Die Planer haben die Details zur Verkehrsführung in und um die Bottwarwiesen noch nicht ausgearbeitet. Das soll mit weiteren Gutachten erst noch geschehen, erklärte der Bürgermeister. In der Sitzung wies der Freie-Wähler-Fraktionschef Michael Meder darauf hin, dass ein Kreisverkehr auf Höhe des Feuerwehrgebäudes den Verkehrsfluss auf der Ortsumfahrung verbessern könnte. „Oberstenfeld hat nie Glück gehabt mit seinen Ampelschaltungen.“ Andere Gemeinden rüsteten um, auch an Hauptdurchfahrtsstraßen: „Man steht nicht sinnlos an der roten Ampel.“ Beim Mobilitätskonzept sei man noch am Anfang, hieß es vonseiten der Verwaltung. Car Sharing, Lastenräder, Bike Sharing – diese Möglichkeiten würden untersucht. Beim Parkraummanagement erwäge man Konzepte, bei denen ein Autoparkplatz von mehreren verschiedenen Parteien geteilt und demnach zu unterschiedlichen Zeiten genutzt werden könnte.

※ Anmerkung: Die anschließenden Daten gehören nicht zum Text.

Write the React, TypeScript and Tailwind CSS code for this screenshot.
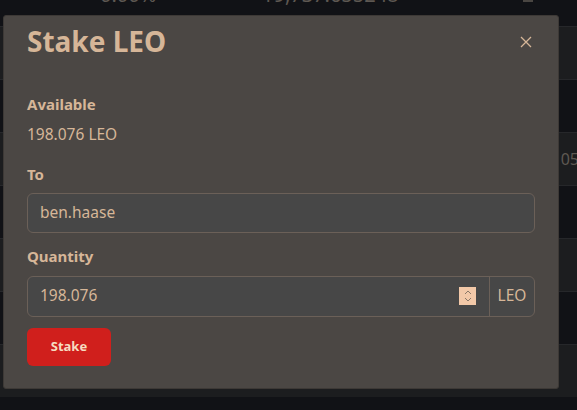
import React from "react";

const font = { fontFamily: '"Noto Sans", "Open Sans", sans-serif' };

export default function App() {
  const rows = [0, 1, 2, 3, 4, 5, 6];
  return (
    <div className="relative w-[577px] h-[410px] overflow-hidden bg-[#111216]" style={font}>
      <div className="flex flex-col">
        <div className="h-[26px] relative text-[#5e5852] text-[20px] leading-none">
          <span className="absolute left-[100px] -top-[15px]">0.00%</span>
          <span className="absolute left-[262px] -top-[15px]">19,737.655248</span>
          <span className="absolute left-[523px] -top-[4px] w-[10px] h-[6px] bg-[#4a4642]"></span>
        </div>
        {rows.map((i) => (
          <div
            key={i}
            className={`h-[53px] border-t border-[#26272a] flex items-center justify-end ${
              i % 2 === 0 ? "bg-[#1c1d1f]" : "bg-[#111216]"
            }`}
          >
            {i === 2 && <span className="text-[#5e5852] text-[16px] -mr-[2px]">05</span>}
          </div>
        ))}
      </div>

      <div className="absolute left-[3px] top-[15px] w-[556px] h-[374px] rounded-[3px] bg-[#4b4744] border border-[#3d3936] px-[23px] text-[#d6b698]">
        <div className="flex items-center justify-between h-[50px]">
          <h1 className="text-[28px] font-bold leading-none">Stake LEO</h1>
          <svg width="12" height="12" viewBox="0 0 12 12" className="mr-[3px] mt-[2px]">
            <path d="M1 1L11 11M11 1L1 11" stroke="#d6b698" strokeWidth="1.3" />
          </svg>
        </div>
        <div className="mt-[31px] text-[15px] font-bold leading-none">Available</div>
        <div className="mt-[15px] text-[15.5px] leading-none">198.076 LEO</div>
        <div className="mt-[24px] text-[15px] font-bold leading-none">To</div>
        <div className="mt-[11px] h-[40px] w-[508px] rounded-[6px] border border-[#6b6058] bg-[#474747] flex items-center px-3 text-[15.5px]">
          ben.haase
        </div>
        <div className="mt-[16px] text-[15px] font-bold leading-none">Quantity</div>
        <div className="mt-[12px] h-[41px] w-[508px] rounded-[6px] border border-[#6b6058] bg-[#474747] flex items-stretch text-[15.5px]">
          <div className="flex-1 flex items-center pl-3 pr-[13px] justify-between">
            <span>198.076</span>
            <span className="w-[17px] h-[18px] bg-[#f2c8a8] flex items-center justify-center">
              <svg width="8" height="14" viewBox="0 0 8 14">
                <path d="M1 5L4 2L7 5M1 9L4 12L7 9" stroke="#8a7868" strokeWidth="1" fill="none" />
              </svg>
            </span>
          </div>
          <div className="w-[45px] border-l border-[#6b6058] flex items-center justify-center">LEO</div>
        </div>
        <button className="mt-[11px] h-[38px] w-[84px] rounded-[6px] bg-[#d01f1c] text-[#f6dcc0] text-[13px] font-bold">
          Stake
        </button>
      </div>
    </div>
  );
}
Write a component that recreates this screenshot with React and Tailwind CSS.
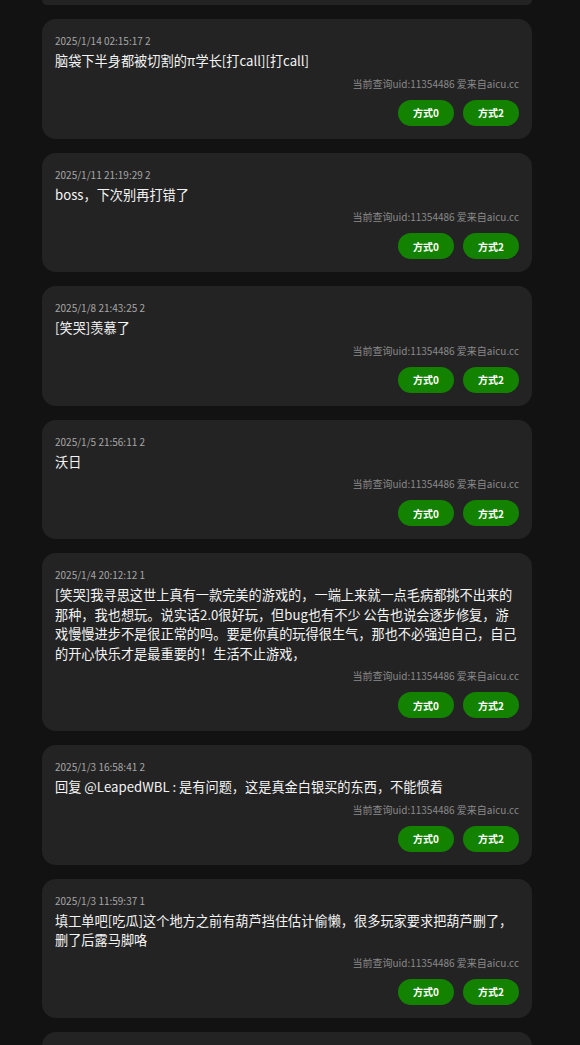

Wie wird die Energieversorgung in dem Quartier gewährleistet?

Auch diese Frage ist noch nicht entschieden. „Wir streben eine möglichst hohe Energieautarkie an“, erklärt Markus Kleemann. Ein Konzept hat die EnBW vorgelegt. Erdwärme sei wegen einer Gipskeuperschicht nur bis zu einer Tiefe von 24 Meter nutzbar, berichtete die EnBW-Ingenieurin Nina Frei in der Sitzung. Sie stellte unter anderem die Methode des Eisspeichers vor. Strom werde auf PV-Anlagen erzeugt und könne zwischen den Gebäuden transferiert werden. Er decke unmittelbar den Bedarf und brauche nicht ins Netz eingespeist werden. Die EnBW gewähre Preisvorteile. Es sei wichtig, dass möglichst viele Eigentümer sich beteiligten.